* [TASK REQUIREMENTS] Copy the data below exactly, omitting any picture it contains.

* [DATA PROVIDED]
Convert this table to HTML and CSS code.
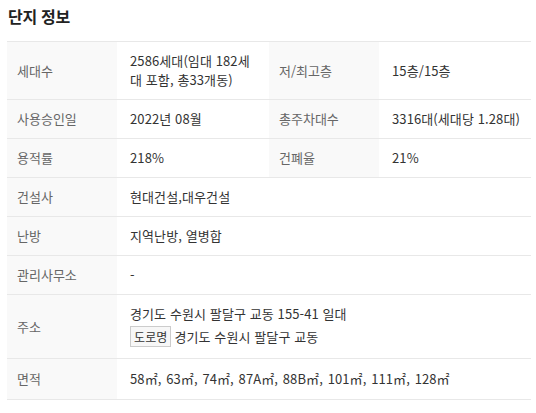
FILE: index.html
```html
<!DOCTYPE html>
<html lang="ko">
<head>
<meta charset="utf-8">
<link rel="stylesheet" href="styles.css">
</head>
<body>
<section class="complex">
  <h2 class="title">단지 정보</h2>
  <div class="info">
    <div class="row">
      <div class="label">세대수</div>
      <div class="value half">2586세대(임대 182세대 포함, 총33개동)</div>
      <div class="label">저/최고층</div>
      <div class="value">15층/15층</div>
    </div>
    <div class="row">
      <div class="label">사용승인일</div>
      <div class="value half">2022년 08월</div>
      <div class="label">총주차대수</div>
      <div class="value">3316대(세대당 1.28대)</div>
    </div>
    <div class="row">
      <div class="label">용적률</div>
      <div class="value half">218%</div>
      <div class="label">건폐율</div>
      <div class="value">21%</div>
    </div>
    <div class="row">
      <div class="label">건설사</div>
      <div class="value wide">현대건설,대우건설</div>
    </div>
    <div class="row">
      <div class="label">난방</div>
      <div class="value wide">지역난방, 열병합</div>
    </div>
    <div class="row">
      <div class="label">관리사무소</div>
      <div class="value wide">-</div>
    </div>
    <div class="row">
      <div class="label">주소</div>
      <div class="value wide address">
        <div class="addr">경기도 수원시 팔달구 교동 155-41 일대</div>
        <div class="addr road"><span class="badge">도로명</span> 경기도 수원시 팔달구 교동</div>
      </div>
    </div>
    <div class="row last">
      <div class="label">면적</div>
      <div class="value wide area">58㎡, 63㎡, 74㎡, 87A㎡, 88B㎡, 101㎡, 111㎡, 128㎡</div>
    </div>
  </div>
</section>
</body>
</html>
```

FILE: styles.css
```css
html, body {
  margin: 0;
  padding: 0;
  background: #fff;
}
body {
  font-family: "Noto Sans CJK KR", "Noto Sans", sans-serif;
  color: #333;
}
.complex {
  padding: 0 5px 0 7px;
}
.title {
  margin: 0;
  padding: 5px 0 0 1px;
  height: 41px;
  box-sizing: border-box;
  font-size: 16px;
  line-height: 22px;
  font-weight: 700;
  color: #222;
  letter-spacing: -0.3px;
}
.info {
  width: 524px;
  border-top: 1px solid #e8e8e8;
  font-size: 13px;
  line-height: 19px;
}
.row {
  display: grid;
  grid-template-columns: 110px 152px 110px 1fr;
  border-bottom: 1px solid #e8e8e8;
}
.label {
  background: #f9f9f9;
  color: #666;
  padding: 9px 10px 10px;
  display: flex;
  align-items: center;
}
.value {
  padding: 9px 10px 10px 13px;
  display: flex;
  align-items: center;
  color: #333;
  letter-spacing: 0.1px;
}
.value.wide {
  grid-column: 2 / 5;
  flex-direction: column;
  align-items: flex-start;
  justify-content: center;
}
.value.address {
  padding-top: 9px;
  padding-bottom: 11px;
}
.addr.road {
  margin-top: 3px;
  display: flex;
  align-items: center;
  gap: 3px;
}
.badge {
  display: inline-block;
  border: 1px solid #ccc;
  background: #f7f7f7;
  font-size: 12px;
  line-height: 19px;
  padding: 0 3px;
  color: #333;
}
.area {
  padding-top: 10px;
  padding-bottom: 11px;
  word-spacing: 1px;
}
```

* [REPLY TO THE EXERCISE]
Convert this table to HTML and CSS code.
FILE: index.html
```html
<!DOCTYPE html>
<html lang="ko">
<head>
<meta charset="utf-8">
<link rel="stylesheet" href="styles.css">
</head>
<body>
<section class="complex">
  <h2 class="title">단지 정보</h2>
  <div class="info">
    <div class="row">
      <div class="label">세대수</div>
      <div class="value half">2586세대(임대 182세대 포함, 총33개동)</div>
      <div class="label">저/최고층</div>
      <div class="value">15층/15층</div>
    </div>
    <div class="row">
      <div class="label">사용승인일</div>
      <div class="value half">2022년 08월</div>
      <div class="label">총주차대수</div>
      <div class="value">3316대(세대당 1.28대)</div>
    </div>
    <div class="row">
      <div class="label">용적률</div>
      <div class="value half">218%</div>
      <div class="label">건폐율</div>
      <div class="value">21%</div>
    </div>
    <div class="row">
      <div class="label">건설사</div>
      <div class="value wide">현대건설,대우건설</div>
    </div>
    <div class="row">
      <div class="label">난방</div>
      <div class="value wide">지역난방, 열병합</div>
    </div>
    <div class="row">
      <div class="label">관리사무소</div>
      <div class="value wide">-</div>
    </div>
    <div class="row">
      <div class="label">주소</div>
      <div class="value wide address">
        <div class="addr">경기도 수원시 팔달구 교동 155-41 일대</div>
        <div class="addr road"><span class="badge">도로명</span> 경기도 수원시 팔달구 교동</div>
      </div>
    </div>
    <div class="row last">
      <div class="label">면적</div>
      <div class="value wide area">58㎡, 63㎡, 74㎡, 87A㎡, 88B㎡, 101㎡, 111㎡, 128㎡</div>
    </div>
  </div>
</section>
</body>
</html>
```

FILE: styles.css
```css
html, body {
  margin: 0;
  padding: 0;
  background: #fff;
}
body {
  font-family: "Noto Sans CJK KR", "Noto Sans", sans-serif;
  color: #333;
}
.complex {
  padding: 0 5px 0 7px;
}
.title {
  margin: 0;
  padding: 5px 0 0 1px;
  height: 41px;
  box-sizing: border-box;
  font-size: 16px;
  line-height: 22px;
  font-weight: 700;
  color: #222;
  letter-spacing: -0.3px;
}
.info {
  width: 524px;
  border-top: 1px solid #e8e8e8;
  font-size: 13px;
  line-height: 19px;
}
.row {
  display: grid;
  grid-template-columns: 110px 152px 110px 1fr;
  border-bottom: 1px solid #e8e8e8;
}
.label {
  background: #f9f9f9;
  color: #666;
  padding: 9px 10px 10px;
  display: flex;
  align-items: center;
}
.value {
  padding: 9px 10px 10px 13px;
  display: flex;
  align-items: center;
  color: #333;
  letter-spacing: 0.1px;
}
.value.wide {
  grid-column: 2 / 5;
  flex-direction: column;
  align-items: flex-start;
  justify-content: center;
}
.value.address {
  padding-top: 9px;
  padding-bottom: 11px;
}
.addr.road {
  margin-top: 3px;
  display: flex;
  align-items: center;
  gap: 3px;
}
.badge {
  display: inline-block;
  border: 1px solid #ccc;
  background: #f7f7f7;
  font-size: 12px;
  line-height: 19px;
  padding: 0 3px;
  color: #333;
}
.area {
  padding-top: 10px;
  padding-bottom: 11px;
  word-spacing: 1px;
}
```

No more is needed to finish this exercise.